Characterizing and mitigating ice-induced vibration of monopile offshore wind turbines

Abstract

Offshore wind turbines (OWTs) are vulnerable to ice-induced vibrations (IIV) when they are located in ice-prone regions with drifting sea ice. The ice-induced frequency lock-in (FLI) phenomenon will cause excessive vibration and fatigue damage of OWTs. The present study characterizes the ice-induced FLI of OWTs under various ice conditions through coupled analysis and mitigates the significant FLI response using a three-dimensional pendulum tuned mass damper (3D-PTMD).
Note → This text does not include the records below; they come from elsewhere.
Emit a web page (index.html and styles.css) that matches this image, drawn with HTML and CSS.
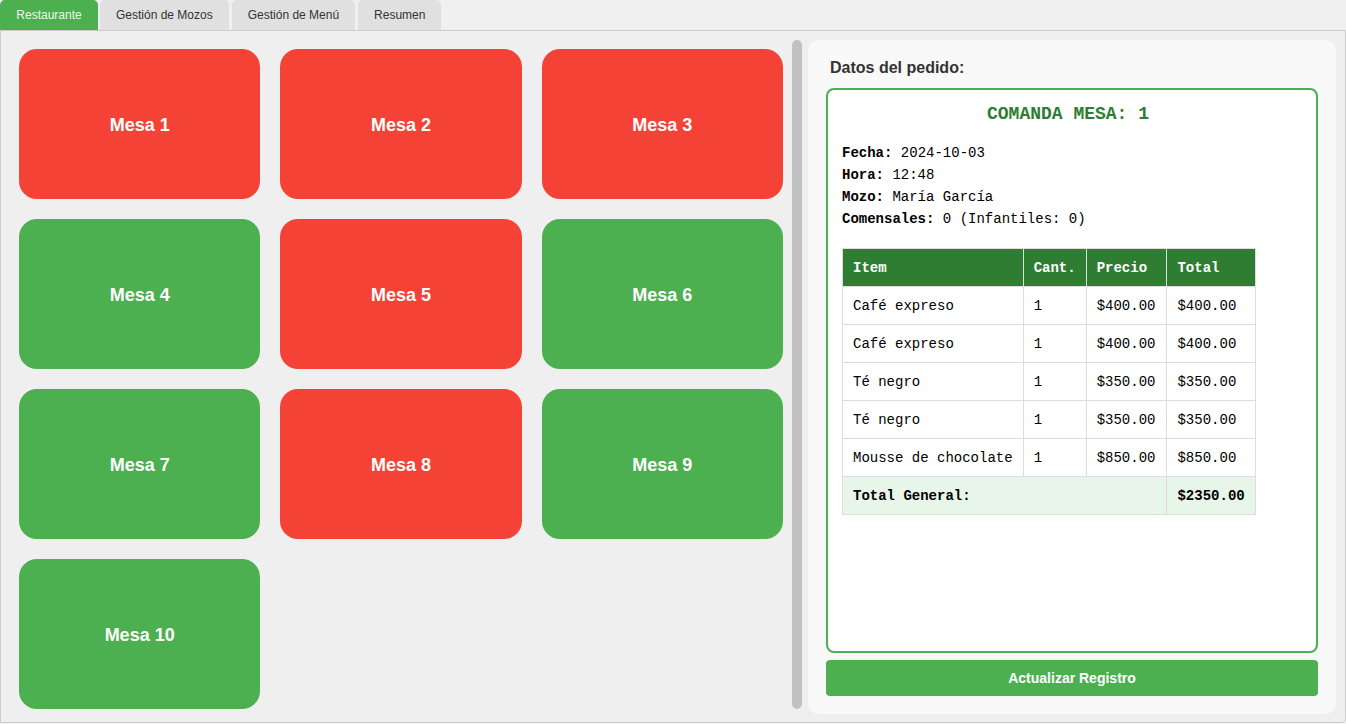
FILE: index.html
```html
<!DOCTYPE html>
<html lang="es">
<head>
<meta charset="utf-8">
<title>Restaurante</title>
<link rel="stylesheet" href="styles.css">
</head>
<body>
<div class="tabs">
  <div class="tab active">Restaurante</div>
  <div class="tab">Gestión de Mozos</div>
  <div class="tab">Gestión de Menú</div>
  <div class="tab">Resumen</div>
</div>
<div class="frame">
  <div class="tables-area">
    <div class="grid">
      <div class="mesa busy">Mesa 1</div>
      <div class="mesa busy">Mesa 2</div>
      <div class="mesa busy">Mesa 3</div>
      <div class="mesa free">Mesa 4</div>
      <div class="mesa busy">Mesa 5</div>
      <div class="mesa free">Mesa 6</div>
      <div class="mesa free">Mesa 7</div>
      <div class="mesa busy">Mesa 8</div>
      <div class="mesa free">Mesa 9</div>
      <div class="mesa free">Mesa 10</div>
    </div>
  </div>
  <div class="scrollbar"><div class="thumb"></div></div>
  <div class="panel">
    <h3 class="panel-title">Datos del pedido:</h3>
    <div class="comanda">
      <h2 class="comanda-title">COMANDA MESA: 1</h2>
      <div class="info">
        <div><b>Fecha:</b> 2024-10-03</div>
        <div><b>Hora:</b> 12:48</div>
        <div><b>Mozo:</b> María García</div>
        <div><b>Comensales:</b> 0 (Infantiles: 0)</div>
      </div>
      <table class="items">
        <thead>
          <tr><th>Item</th><th>Cant.</th><th class="num">Precio</th><th>Total</th></tr>
        </thead>
        <tbody>
          <tr><td>Café expreso</td><td>1</td><td class="num">$400.00</td><td>$400.00</td></tr>
          <tr><td>Café expreso</td><td>1</td><td class="num">$400.00</td><td>$400.00</td></tr>
          <tr><td>Té negro</td><td>1</td><td class="num">$350.00</td><td>$350.00</td></tr>
          <tr><td>Té negro</td><td>1</td><td class="num">$350.00</td><td>$350.00</td></tr>
          <tr><td>Mousse de chocolate</td><td>1</td><td class="num">$850.00</td><td>$850.00</td></tr>
          <tr class="total"><td colspan="3">Total General:</td><td>$2350.00</td></tr>
        </tbody>
      </table>
    </div>
    <button class="btn">Actualizar Registro</button>
  </div>
</div>
</body>
</html>
```
FILE: styles.css
```css
* { box-sizing: border-box; }
html, body { margin: 0; padding: 0; }
body {
  background: #f0f0f0;
  font-family: "Liberation Sans", Arial, sans-serif;
  width: 1346px;
  height: 724px;
  overflow: hidden;
}
.tabs {
  display: flex;
  gap: 3px;
  height: 30px;
}
.tab {
  height: 30px;
  line-height: 30px;
  padding: 0 16px;
  font-size: 12px;
  color: #333;
  background: #e0e0e0;
  border-radius: 5px 5px 0 0;
}
.tab.active {
  background: #4caf50;
  color: #eef8ee;
  width: 98px;
  padding: 0;
  text-align: center;
  margin-right: -1px;
}
.frame {
  display: flex;
  height: 693px;
  border: 1px solid #cccccc;
  border-radius: 0 0 4px 0;
  background: #efefef;
  padding: 9px 9px 8px 0;
}
.tables-area {
  width: 782px;
  padding: 9px 0 0 18px;
}
.grid {
  display: grid;
  grid-template-columns: repeat(3, 1fr);
  grid-auto-rows: 150px;
  column-gap: 20px;
  row-gap: 20px;
}
.mesa {
  display: flex;
  align-items: center;
  justify-content: center;
  border-radius: 18px;
  color: #ffffff;
  font-weight: bold;
  font-size: 18px;
  padding-top: 2px;
}
.mesa.busy { background: #f44336; }
.mesa.free { background: #4caf50; }
.scrollbar {
  width: 10px;
  margin-left: 9px;
  margin-right: 6px;
  display: flex;
  flex-direction: column;
}
.thumb {
  height: 669px;
  background: #c1c1c1;
  border-radius: 5px;
}
.panel {
  flex: 1;
  background: #f9f9f9;
  border-radius: 10px;
  padding: 18px;
  display: flex;
  flex-direction: column;
}
.panel-title {
  margin: 0 0 10px 4px;
  font-size: 16px;
  line-height: 20px;
  color: #333;
  font-weight: bold;
}
.comanda {
  flex: 1;
  background: #fff;
  border: 2px solid #4caf50;
  border-radius: 8px;
  padding: 13px 14px;
  font-family: "Liberation Mono", "Courier New", monospace;
  color: #000;
}
.comanda-title {
  margin: 0 0 17px;
  padding-right: 8px;
  text-align: center;
  font-size: 18px;
  line-height: 22px;
  color: #2e7d32;
  font-weight: bold;
}
.info {
  font-size: 14px;
  line-height: 22px;
  margin-bottom: 18px;
}
.items {
  border-collapse: collapse;
  font-size: 14px;
  line-height: 17px;
}
.items th, .items td {
  border: 1px solid #dddddd;
  padding: 11px 10px 9px;
  text-align: left;
  white-space: nowrap;
}
.items .num {
  padding-right: 11px;
}
.items th {
  background: #2e7d32;
  color: #fff;
  font-weight: bold;
}
.items tr.total td {
  background: #e8f5e9;
  font-weight: bold;
}
.btn {
  margin-top: 7px;
  height: 36px;
  border: none;
  border-radius: 4px;
  background: #4caf50;
  color: #fff;
  font-family: "Liberation Sans", Arial, sans-serif;
  font-weight: bold;
  font-size: 14px;
}
```
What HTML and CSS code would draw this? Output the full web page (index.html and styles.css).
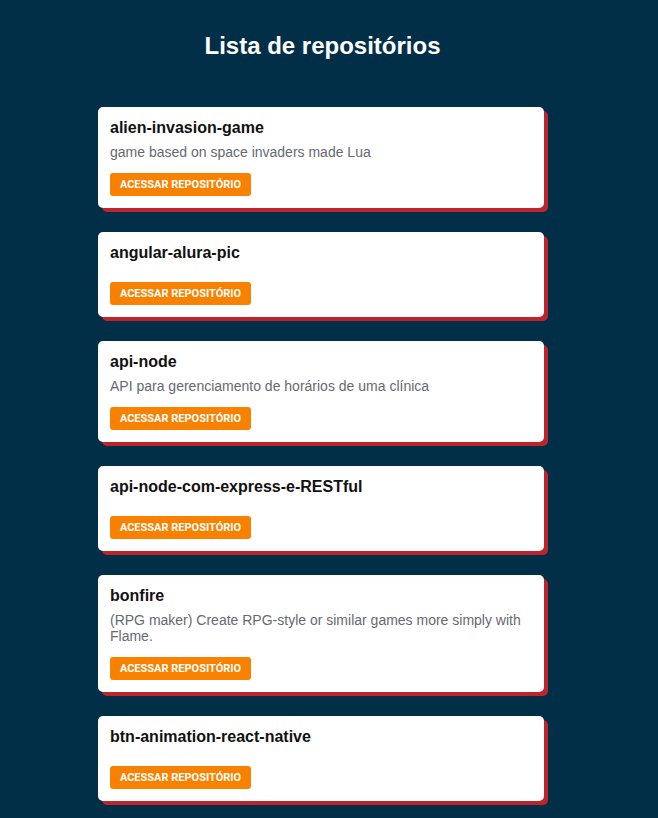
FILE: index.html
```html
<!DOCTYPE html>
<html lang="pt-BR">
<head>
<meta charset="utf-8">
<title>Lista de repositórios</title>
<link rel="stylesheet" href="styles.css">
</head>
<body>
<main class="page">
  <h1 class="page-title">Lista de repositórios</h1>
  <ul class="repo-list">
    <li class="repo-card">
      <strong class="repo-name">alien-invasion-game</strong>
      <p class="repo-desc">game based on space invaders made Lua</p>
      <a class="repo-btn" href="#">Acessar repositório</a>
    </li>
    <li class="repo-card">
      <strong class="repo-name">angular-alura-pic</strong>
      <p class="repo-desc"></p>
      <a class="repo-btn" href="#">Acessar repositório</a>
    </li>
    <li class="repo-card">
      <strong class="repo-name">api-node</strong>
      <p class="repo-desc">API para gerenciamento de horários de uma clínica</p>
      <a class="repo-btn" href="#">Acessar repositório</a>
    </li>
    <li class="repo-card">
      <strong class="repo-name">api-node-com-express-e-RESTful</strong>
      <p class="repo-desc"></p>
      <a class="repo-btn" href="#">Acessar repositório</a>
    </li>
    <li class="repo-card">
      <strong class="repo-name">bonfire</strong>
      <p class="repo-desc">(RPG maker) Create RPG-style or similar games more simply with Flame.</p>
      <a class="repo-btn" href="#">Acessar repositório</a>
    </li>
    <li class="repo-card">
      <strong class="repo-name">btn-animation-react-native</strong>
      <p class="repo-desc"></p>
      <a class="repo-btn" href="#">Acessar repositório</a>
    </li>
  </ul>
</main>
</body>
</html>
```
FILE: styles.css
```css
* { box-sizing: border-box; }

html, body {
  margin: 0;
  padding: 0;
  background: #012f48;
}

body {
  font-family: "Liberation Sans", Arial, sans-serif;
  padding-right: 16px;
}

.page {
  width: 446px;
  margin: 0 auto;
  padding: 32px 0 12px;
}

.page-title {
  margin: 0 0 47px;
  padding-left: 3px;
  font-size: 24px;
  line-height: 28px;
  font-weight: 700;
  color: #ffffff;
  text-align: center;
}

.repo-list {
  list-style: none;
  margin: 0;
  padding: 0;
  display: flex;
  flex-direction: column;
  gap: 24px;
}

.repo-card {
  display: flex;
  flex-direction: column;
  align-items: flex-start;
  background: #ffffff;
  border-radius: 5px;
  padding: 12px;
  box-shadow: 4px 4px 0 #c0242b;
}

.repo-name {
  font-size: 16px;
  line-height: 18px;
  font-weight: 700;
  color: #111111;
}

.repo-desc {
  margin: 7px 0 13px;
  font-size: 14px;
  line-height: 16px;
  color: #666a70;
}

.repo-btn {
  display: inline-flex;
  align-items: center;
  justify-content: center;
  width: 141px;
  height: 23px;
  background: #f88100;
  border-radius: 3px;
  color: #ffffff;
  font-family: Roboto, "Liberation Sans", sans-serif;
  font-size: 11px;
  font-weight: 700;
  text-transform: uppercase;
  text-decoration: none;
}
```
Based on the National Renewable Energy Laboratory (NREL) 5 MW baseline monopile OWT model, a numerical model of the OWT with a 3D-PTMD is established wherein the interaction between the blades and the tower is modeled and soil effect is considered. Aerodynamic loading is computed using the Blade Element Momentum (BEM) method where the Prandtl's tip loss factor and the Glauert correction are considered. A coupled simulation program based on Määttänen–Blenkarn model is developed to simulate ice-structure interactions. Different ice velocities, thicknesses, and attack angles in the Bohai Sea are chosen to study the ice-structure interactions and characterize the FLI. Research results show that the FLI of the monopile OWT occurs when the ice velocity is between 0.01 m/s to 0.06 m/s and the ice thickness is 7 cm, and 0.03 m/s to 0.09 m/s when the ice thickness is 32 cm. When the FLI happens, the 3D-PTMD has significant effectiveness in mitigating the root mean square and peak response of the nacelle/tower and the foundation in fore-aft and side-side directions. The present study enhances the understanding of ice-induced FLI and provides a feasible solution for vibration control of OWTs in ice-prone areas.